** Start **
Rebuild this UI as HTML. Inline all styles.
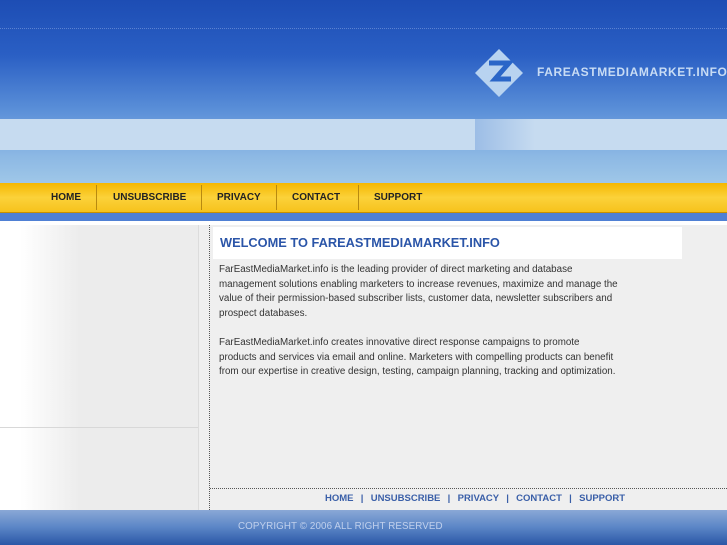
<!DOCTYPE html>
<html><head><style>
body{margin:0;width:727px;height:545px;overflow:hidden;font-family:"Liberation Sans",sans-serif;background:#efefef;position:relative}
div{position:absolute}
</style></head><body>
<div style="left:0;top:0;width:727px;height:183px;background:linear-gradient(#1d4db4 0%,#2a5fc4 30%,#5a8fd8 60%,#8cb8e4 85%,#9fc7e8 100%)"></div>
<div style="left:0;top:28px;width:727px;border-top:1px dotted #7ea0e0;opacity:.6"></div>
<div style="left:0;top:119px;width:475px;height:31px;background:#c6dbf0"></div>
<div style="left:475px;top:119px;width:252px;height:31px;background:linear-gradient(90deg,#9cbde6,#c6dbf0 60px)"></div>
<svg style="position:absolute;left:475px;top:49px" width="48" height="48" viewBox="0 0 48 48"><polygon points="24,0 48,24 24,48 0,24" fill="#b8d3f0"/><path d="M14 14H34L20 30H36" stroke="#2a66c8" stroke-width="5" fill="none"/></svg>
<div style="left:537px;top:65px;color:#c8dcf4;font-weight:bold;font-size:12px;letter-spacing:0.6px;white-space:nowrap">FAREASTMEDIAMARKET.INFO</div>
<div style="left:0;top:183px;width:727px;height:29px;background:linear-gradient(#f5b700,#fbd23a 50%,#f6c21c);border-bottom:1px solid #c89000"></div>
<div style="left:0;top:192px;font-size:10px;font-weight:bold;color:#222;width:727px;height:20px">
<span style="position:absolute;left:51px">HOME</span><span style="position:absolute;left:113px">UNSUBSCRIBE</span><span style="position:absolute;left:217px">PRIVACY</span><span style="position:absolute;left:292px">CONTACT</span><span style="position:absolute;left:374px">SUPPORT</span></div>
<div style="left:96px;top:185px;width:1px;height:25px;background:#b88a10"></div>
<div style="left:201px;top:185px;width:1px;height:25px;background:#b88a10"></div>
<div style="left:276px;top:185px;width:1px;height:25px;background:#b88a10"></div>
<div style="left:358px;top:185px;width:1px;height:25px;background:#b88a10"></div>
<div style="left:0;top:213px;width:727px;height:8px;background:#4f80d4"></div>
<div style="left:0;top:221px;width:727px;height:4px;background:#fff"></div>
<div style="left:0;top:225px;width:198px;height:285px;background:linear-gradient(90deg,#fff 20px,#ececec 80px,#ececec);border-right:1px solid #dcdcdc"></div>
<div style="left:0;top:427px;width:198px;border-top:1px solid #d8d8d8"></div>
<div style="left:209px;top:225px;height:285px;border-left:1px dotted #555"></div>
<div style="left:213px;top:227px;width:469px;height:32px;background:#fff"></div>
<div style="left:220px;top:235px;color:#2b55a8;font-weight:bold;font-size:12.8px">WELCOME TO FAREASTMEDIAMARKET.INFO</div>
<div style="left:219px;top:263px;width:404px;font-size:9.8px;line-height:14.6px;color:#333">FarEastMediaMarket.info is the leading provider of direct marketing and database management solutions enabling marketers to increase revenues, maximize and manage the value of their permission-based subscriber lists, customer data, newsletter subscribers and prospect databases.<br><br>FarEastMediaMarket.info creates innovative direct response campaigns to promote<br>products and services via email and online. Marketers with compelling products can benefit from our expertise in creative design, testing, campaign planning, tracking and optimization.</div>
<div style="left:210px;top:488px;width:517px;border-top:1px dotted #555"></div>
<div style="left:325px;top:493px;font-size:9.5px;font-weight:bold;color:#3a5fa8;word-spacing:1px;white-space:nowrap">HOME &nbsp;| &nbsp;UNSUBSCRIBE &nbsp;| &nbsp;PRIVACY &nbsp;| &nbsp;CONTACT &nbsp;| &nbsp;SUPPORT</div>
<div style="left:0;top:510px;width:727px;height:35px;background:linear-gradient(#8aa8d6,#5a85c6 50%,#2a56a6)"></div>
<div style="left:238px;top:521px;font-size:9.8px;color:#c0d0ec;letter-spacing:0.1px">COPYRIGHT © 2006 ALL RIGHT RESERVED</div>
</body></html>
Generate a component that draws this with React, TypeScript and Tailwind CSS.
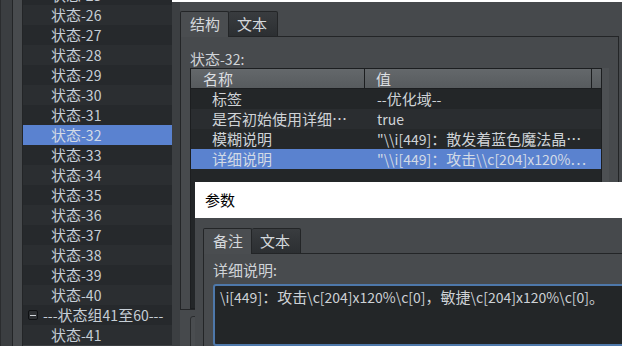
import React from 'react';

const listItems = [25, 26, 27, 28, 29, 30, 31, 32, 33, 34, 35, 36, 37, 38, 39, 40];

const rows = [
  { name: '标签', value: '--优化域--', bg: 'bg-[#232628]' },
  { name: '是否初始使用详细…', value: 'true', bg: 'bg-[#2a2d30]' },
  { name: '模糊说明', value: '"\\\\i[449]：散发着蓝色魔法晶…', bg: 'bg-[#25282a]' },
  { name: '详细说明', value: '"\\\\i[449]：攻击\\\\c[204]x120%…', bg: 'bg-[#5a82cf]' },
];

// CJK glyphs sit a bit larger than the latin ones in the original UI font
const Mixed = ({ text }: { text: string }) => (
  <>
    {text.split(/([\x20-\x7e]+)/).map((part, i) =>
      /^[\x20-\x7e]+$/.test(part) ? (
        <span key={i} className="text-[14px]">
          {part}
        </span>
      ) : (
        part
      )
    )}
  </>
);

const App = () => {
  return (
    <div className="relative w-[622px] h-[346px] overflow-hidden flex bg-[#3c3f42] text-[15px] text-[#c6ced6] font-['Noto_Sans_CJK_SC','Noto_Sans',sans-serif]">
      {/* left strips */}
      <div className="w-[12px] h-full bg-[#3b3e41] border-l border-[#2a2c2e]" />
      <div className="w-[1px] h-full bg-[#232527]" />
      <div className="w-[9px] h-full bg-[#484b4e]" />
      <div className="w-[1px] h-full bg-[#232527]" />

      {/* state list */}
      <div className="w-[149px] h-full overflow-hidden">
        <div className="-mt-[15px] flex flex-col">
          {listItems.map((n, i) => (
            <div
              key={n}
              className={`h-[20px] leading-[20px] pl-[28px] whitespace-nowrap ${
                n === 32 ? 'bg-[#5a82d0] text-[#d2dae6]' : i % 2 === 0 ? 'bg-[#26292c]' : 'bg-[#2b2e31]'
              }`}
            >
              <Mixed text={`状态-${n}`} />
            </div>
          ))}
          <div className="h-[20px] leading-[20px] pl-[5px] flex items-center gap-[5px] whitespace-nowrap bg-[#26292c]">
            <div className="w-[10px] h-[10px] shrink-0 rounded-[2px] border border-[#0f1113] bg-[#2e3134] flex items-center justify-center">
              <div className="w-[6px] h-[1px] bg-[#d0d4d8]" />
            </div>
            <span>
              <Mixed text="---状态组41至60---" />
            </span>
          </div>
          <div className="h-[20px] leading-[20px] pl-[28px] bg-[#2b2e31]">
            <Mixed text="状态-41" />
          </div>
        </div>
      </div>

      {/* right panel */}
      <div className="flex-1 flex flex-col">
        <div className="h-[2px] bg-white" />
        <div className="flex-1 flex">
          <div className="w-[8px] bg-[#3c3f42]" />
          <div className="flex-1 flex flex-col bg-[#46494c] pt-[9px] pr-[3px]">
            {/* tabs */}
            <div className="flex items-end h-[26px]">
              <div className="w-[49px] h-[26px] leading-[24px] pl-[9px] bg-[#4a4d50] border border-b-0 border-[#232527] rounded-t-[2px] text-[#d4d8dc]">
                结构
              </div>
              <div className="w-[49px] h-[26px] leading-[24px] pl-[8px] bg-gradient-to-b from-[#393c3f] to-[#2c2f32] border border-l-0 border-[#232527] rounded-t-[2px] text-[#d4d8dc]">
                文本
              </div>
              <div className="flex-1 border-b border-[#232527]" />
            </div>
            {/* pane */}
            <div className="flex-1 flex flex-col border-x border-b border-[#232527] px-[9px] bg-[#474a4d]">
              <div className="mt-[13px] h-[18px] leading-[18px] text-[#d0d4d8]">
                <Mixed text="状态-32:" />
              </div>
              <div className="flex-1 flex">
                <div className="flex-1 flex flex-col border border-[#1c1e20] bg-[#232628]">
                  <div className="flex h-[20px] leading-[19px] bg-gradient-to-b from-[#64686b] to-[#575b5e] border-b border-[#1c1e20] text-[#dcdfe2]">
                    <div className="w-[174px] pl-[12px] border-r border-[#1c1e20]">名称</div>
                    <div className="w-[227px] pl-[11px] border-r border-[#1c1e20]">值</div>
                    <div className="flex-1" />
                  </div>
                  {rows.map((r) => (
                    <div
                      key={r.name}
                      className={`flex h-[20px] leading-[20px] ${r.bg} ${r.bg === 'bg-[#5a82cf]' ? 'text-[#d2dae6]' : 'text-[#cfd3d7]'}`}
                    >
                      <div className="w-[175px] pl-[21px] whitespace-nowrap overflow-hidden">{r.name}</div>
                      <div className="w-[227px] pl-[11px] whitespace-nowrap overflow-hidden">
                        <Mixed text={r.value} />
                      </div>
                    </div>
                  ))}
                </div>
                <div className="w-[7px] bg-[#4d5053]" />
              </div>
            </div>
            <div className="h-[36px] pl-[10px] pt-[6px]">
              <div className="w-[20px] h-[40px] rounded-[3px] border border-[#2a2c2e] bg-[#4a4d50]" />
            </div>
          </div>
        </div>
      </div>

      {/* parameter dialog */}
      <div className="absolute left-[195px] top-[182px] right-0 bottom-0 flex flex-col">
        <div className="h-[36px] bg-white pl-[10px] leading-[36px] text-black">参数</div>
        <div className="flex-1 bg-[#46494c] pl-[8px] pt-[10px] flex flex-col">
          <div className="flex items-end h-[26px]">
            <div className="w-[49px] h-[26px] leading-[24px] pl-[9px] bg-[#4a4d50] border border-b-0 border-[#232527] rounded-t-[2px] text-[#d4d8dc]">
              备注
            </div>
            <div className="w-[49px] h-[26px] leading-[24px] pl-[8px] bg-gradient-to-b from-[#393c3f] to-[#2c2f32] border border-l-0 border-[#232527] rounded-t-[2px] text-[#d4d8dc]">
              文本
            </div>
            <div className="flex-1 border-b border-[#232527]" />
          </div>
          <div className="flex-1 flex flex-col border-l border-[#232527] bg-[#484b4e] pl-[9px] pt-[7px]">
            <div className="h-[18px] leading-[18px] text-[#d0d4d8]">
              <Mixed text="详细说明:" />
            </div>
            <div className="mt-[5px] flex-1 -mr-[10px] border-2 border-[#4e78aa] rounded-[3px] bg-[#232628] pl-[5px] pt-[1px]">
              <div className="leading-[20px] whitespace-nowrap text-[#cdd1d5]">
                <Mixed text="\i[449]：攻击\c[204]x120%\c[0]，敏捷\c[204]x120%\c[0]。" />
              </div>
            </div>
          </div>
        </div>
      </div>
    </div>
  );
};

export default App;
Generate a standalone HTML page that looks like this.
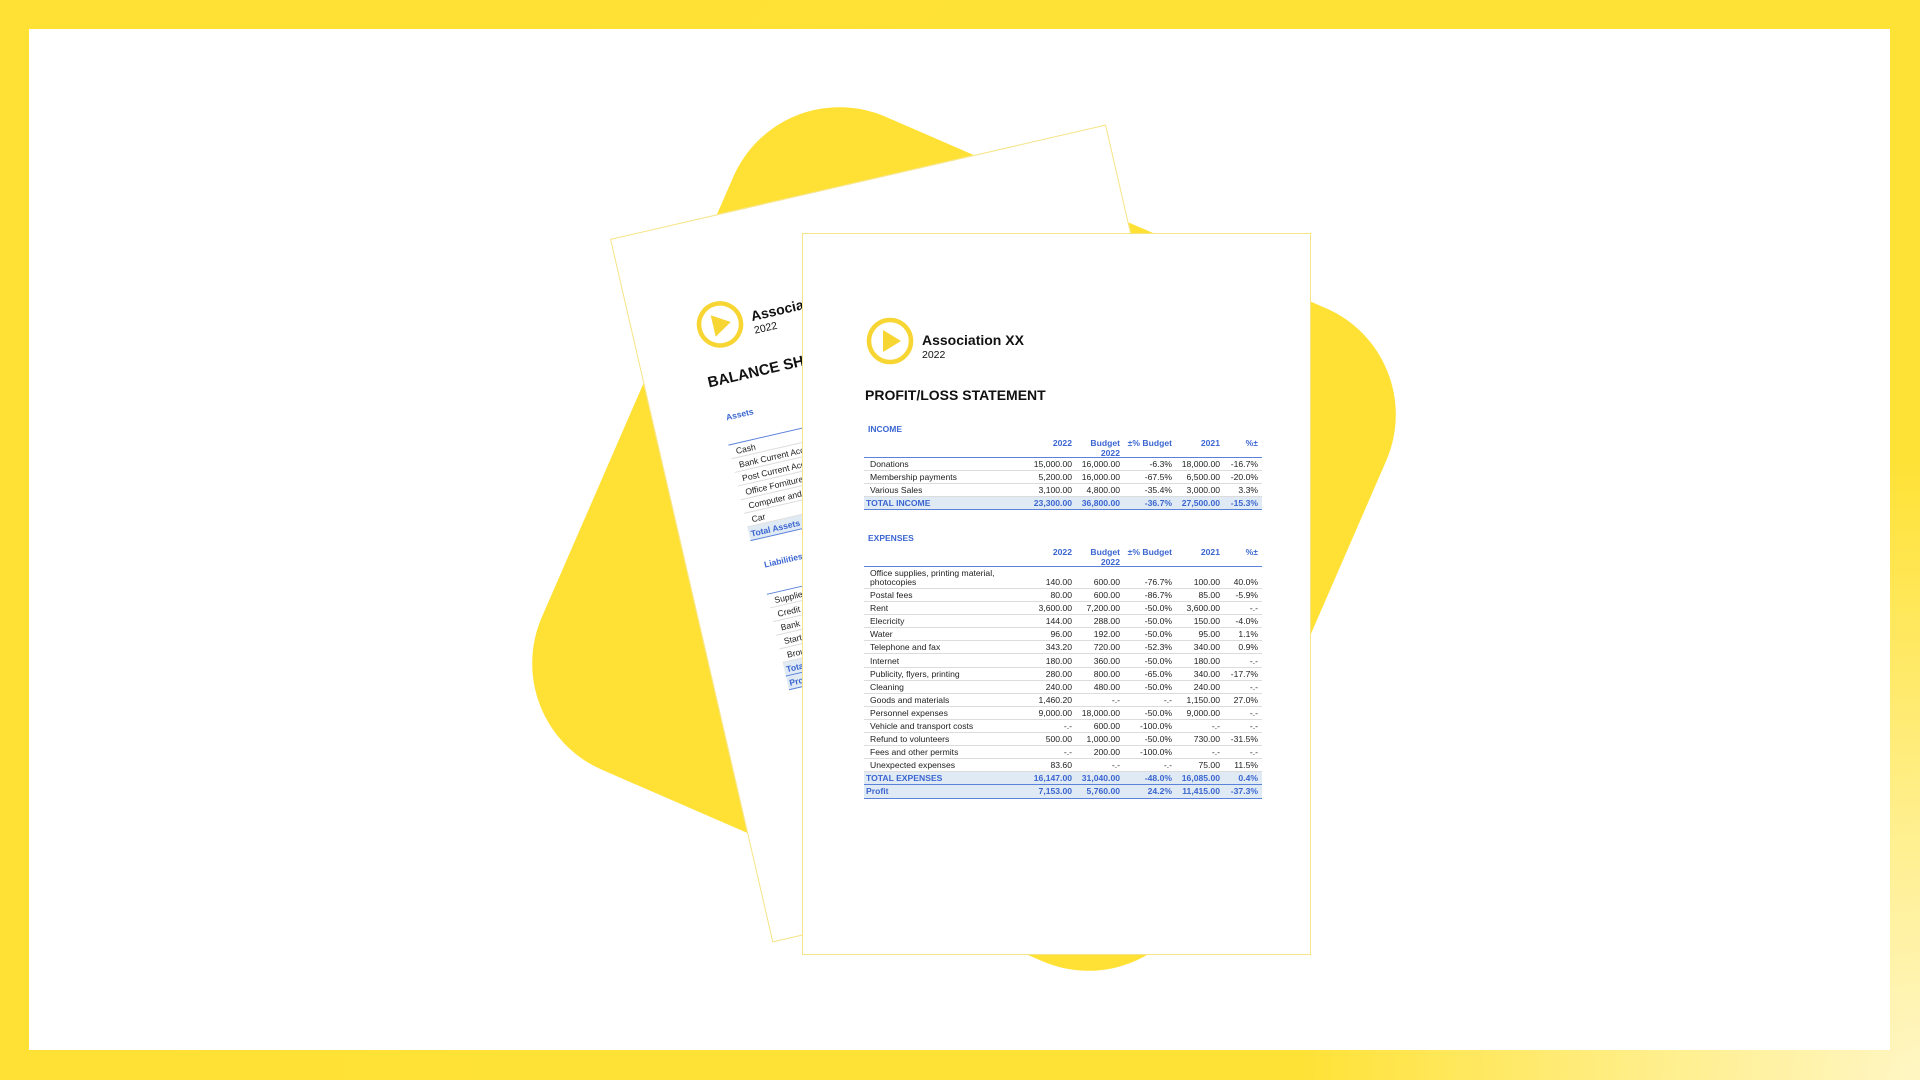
<!DOCTYPE html>
<html><head><meta charset="utf-8"><style>
*{margin:0;padding:0;box-sizing:border-box}
html,body{width:1920px;height:1080px;overflow:hidden}
body{position:relative;background:radial-gradient(circle at 100% 100%,#fff6c4 0,#ffef8c 260px,#ffe236 620px,#ffe135 100%);font-family:"Liberation Sans",Arial,sans-serif}
.inner{position:absolute;left:29px;top:29px;width:1861px;height:1021px;background:#fff;overflow:hidden}
.page{position:absolute;width:509px;height:722px;background:#fff;border:1px solid #f6e486}
.logo{position:absolute;left:63px;top:83px}
.aname{position:absolute;left:119px;top:98px;font-weight:bold;font-size:14px;color:#111}
.ayear{position:absolute;left:119px;top:115px;font-size:10.5px;color:#111}
.title{position:absolute;left:62px;top:153px;font-weight:bold;font-size:14px;color:#111}
.sec{position:absolute;left:65px;font-weight:bold;font-size:8.5px;color:#3b66d1}
.tbl{position:absolute;left:61px;width:398px;font-size:8.6px;color:#222}
.hd{display:flex;height:23px;border-bottom:1.5px solid #5b82db;color:#3b66d1;font-weight:bold;align-items:flex-start}
.r{display:flex;height:13.1px;align-items:center;border-bottom:1px solid #dcdcdc}
.r>div,.hd>div{text-align:right;padding-right:4px;white-space:nowrap}
.r>div:first-child,.hd>div:first-child{text-align:left;padding-left:6px}
.c0{width:160px}.c1{width:52px}.c2{width:48px}.c3{width:52px}.c4{width:48px}.c5{width:38px}
.hd .c1,.hd .c2,.hd .c3,.hd .c4,.hd .c5{line-height:10px;padding-top:3px}
.t{background:#dfeaf4;color:#3b66d1;font-weight:bold;border-bottom:1.5px solid #5b82db}
.t>div:first-child{padding-left:2px}
.two{height:22px;align-items:flex-end;padding-bottom:1px}
.two .c0{line-height:9px}
.bs .r{height:14px}
</style></head><body>
<div class="inner"></div>
<svg style="position:absolute;left:0;top:0" width="1920" height="1080"><rect x="-356" y="-356" width="712" height="712" rx="116" fill="#ffe135" transform="translate(964,539) rotate(23.5)"/></svg>

<!-- back page -->
<div class="page" style="left:610px;top:239px;transform-origin:0 0;transform:rotate(-13deg)">
 <svg class="logo" width="48" height="48" viewBox="0 0 48 48"><circle cx="24" cy="24" r="21" fill="none" stroke="#f7d533" stroke-width="4.5"/><path d="M17 13 L35 24 L17 35Z" fill="#f7d533"/></svg>
 <div class="aname">Association XX</div><div class="ayear">2022</div>
 <div class="title" style="font-size:15px">BALANCE SHEET</div>
 <div class="sec" style="top:194px;left:72px">Assets</div>
 <div class="tbl bs" style="top:204px;left:68px">
  <div class="hd"><div class="c0"></div></div>
  <div class="r"><div class="c0">Cash</div></div>
  <div class="r"><div class="c0">Bank Current Account</div></div>
  <div class="r"><div class="c0">Post Current Account</div></div>
  <div class="r"><div class="c0">Office Forniture</div></div>
  <div class="r"><div class="c0">Computer and Software</div></div>
  <div class="r"><div class="c0">Car</div></div>
  <div class="r t"><div class="c0">Total Assets</div></div>
 </div>
 <div class="sec" style="top:346px;left:76px">Liabilities</div>
 <div class="tbl bs" style="top:358px;left:72px">
  <div class="hd"><div class="c0"></div></div>
  <div class="r"><div class="c0">Suppliers</div></div>
  <div class="r"><div class="c0">Credit card</div></div>
  <div class="r"><div class="c0">Bank loan</div></div>
  <div class="r"><div class="c0">Start-up capital</div></div>
  <div class="r"><div class="c0">Brought forward</div></div>
  <div class="r t"><div class="c0">Total Liabilities</div></div>
  <div class="r t"><div class="c0">Profit</div></div>
 </div>
</div>

<!-- front page -->
<div class="page" style="left:802px;top:233px">
 <svg class="logo" width="48" height="48" viewBox="0 0 48 48"><circle cx="24" cy="24" r="21" fill="none" stroke="#f7d533" stroke-width="4.5"/><path d="M17 13 L35 24 L17 35Z" fill="#f7d533"/></svg>
 <div class="aname">Association XX</div><div class="ayear">2022</div>
 <div class="title">PROFIT/LOSS STATEMENT</div>
 <div class="sec" style="top:190px">INCOME</div>
 <div class="tbl" style="top:201px">
  <div class="hd"><div class="c0"></div><div class="c1">2022</div><div class="c2">Budget<br>2022</div><div class="c3">±% Budget</div><div class="c4">2021</div><div class="c5">%±</div></div>
  <div class="r"><div class="c0">Donations</div><div class="c1">15,000.00</div><div class="c2">16,000.00</div><div class="c3">-6.3%</div><div class="c4">18,000.00</div><div class="c5">-16.7%</div></div>
  <div class="r"><div class="c0">Membership payments</div><div class="c1">5,200.00</div><div class="c2">16,000.00</div><div class="c3">-67.5%</div><div class="c4">6,500.00</div><div class="c5">-20.0%</div></div>
  <div class="r"><div class="c0">Various Sales</div><div class="c1">3,100.00</div><div class="c2">4,800.00</div><div class="c3">-35.4%</div><div class="c4">3,000.00</div><div class="c5">3.3%</div></div>
  <div class="r t"><div class="c0">TOTAL INCOME</div><div class="c1">23,300.00</div><div class="c2">36,800.00</div><div class="c3">-36.7%</div><div class="c4">27,500.00</div><div class="c5">-15.3%</div></div>
 </div>
 <div class="sec" style="top:299px">EXPENSES</div>
 <div class="tbl" style="top:310px">
  <div class="hd"><div class="c0"></div><div class="c1">2022</div><div class="c2">Budget<br>2022</div><div class="c3">±% Budget</div><div class="c4">2021</div><div class="c5">%±</div></div>
  <div class="r two"><div class="c0">Office supplies, printing material,<br>photocopies</div><div class="c1">140.00</div><div class="c2">600.00</div><div class="c3">-76.7%</div><div class="c4">100.00</div><div class="c5">40.0%</div></div>
  <div class="r"><div class="c0">Postal fees</div><div class="c1">80.00</div><div class="c2">600.00</div><div class="c3">-86.7%</div><div class="c4">85.00</div><div class="c5">-5.9%</div></div>
  <div class="r"><div class="c0">Rent</div><div class="c1">3,600.00</div><div class="c2">7,200.00</div><div class="c3">-50.0%</div><div class="c4">3,600.00</div><div class="c5">-.-</div></div>
  <div class="r"><div class="c0">Elecricity</div><div class="c1">144.00</div><div class="c2">288.00</div><div class="c3">-50.0%</div><div class="c4">150.00</div><div class="c5">-4.0%</div></div>
  <div class="r"><div class="c0">Water</div><div class="c1">96.00</div><div class="c2">192.00</div><div class="c3">-50.0%</div><div class="c4">95.00</div><div class="c5">1.1%</div></div>
  <div class="r"><div class="c0">Telephone and fax</div><div class="c1">343.20</div><div class="c2">720.00</div><div class="c3">-52.3%</div><div class="c4">340.00</div><div class="c5">0.9%</div></div>
  <div class="r"><div class="c0">Internet</div><div class="c1">180.00</div><div class="c2">360.00</div><div class="c3">-50.0%</div><div class="c4">180.00</div><div class="c5">-.-</div></div>
  <div class="r"><div class="c0">Publicity, flyers, printing</div><div class="c1">280.00</div><div class="c2">800.00</div><div class="c3">-65.0%</div><div class="c4">340.00</div><div class="c5">-17.7%</div></div>
  <div class="r"><div class="c0">Cleaning</div><div class="c1">240.00</div><div class="c2">480.00</div><div class="c3">-50.0%</div><div class="c4">240.00</div><div class="c5">-.-</div></div>
  <div class="r"><div class="c0">Goods and materials</div><div class="c1">1,460.20</div><div class="c2">-.-</div><div class="c3">-.-</div><div class="c4">1,150.00</div><div class="c5">27.0%</div></div>
  <div class="r"><div class="c0">Personnel expenses</div><div class="c1">9,000.00</div><div class="c2">18,000.00</div><div class="c3">-50.0%</div><div class="c4">9,000.00</div><div class="c5">-.-</div></div>
  <div class="r"><div class="c0">Vehicle and transport costs</div><div class="c1">-.-</div><div class="c2">600.00</div><div class="c3">-100.0%</div><div class="c4">-.-</div><div class="c5">-.-</div></div>
  <div class="r"><div class="c0">Refund to volunteers</div><div class="c1">500.00</div><div class="c2">1,000.00</div><div class="c3">-50.0%</div><div class="c4">730.00</div><div class="c5">-31.5%</div></div>
  <div class="r"><div class="c0">Fees and other permits</div><div class="c1">-.-</div><div class="c2">200.00</div><div class="c3">-100.0%</div><div class="c4">-.-</div><div class="c5">-.-</div></div>
  <div class="r"><div class="c0">Unexpected expenses</div><div class="c1">83.60</div><div class="c2">-.-</div><div class="c3">-.-</div><div class="c4">75.00</div><div class="c5">11.5%</div></div>
  <div class="r t"><div class="c0">TOTAL EXPENSES</div><div class="c1">16,147.00</div><div class="c2">31,040.00</div><div class="c3">-48.0%</div><div class="c4">16,085.00</div><div class="c5">0.4%</div></div>
  <div class="r t"><div class="c0">Profit</div><div class="c1">7,153.00</div><div class="c2">5,760.00</div><div class="c3">24.2%</div><div class="c4">11,415.00</div><div class="c5">-37.3%</div></div>
 </div>
</div>
</body></html>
** End **
Work to complete ::
Say how many lines of the data include the string "Generate". Nothing other than the number should be given.

The completed task ::
2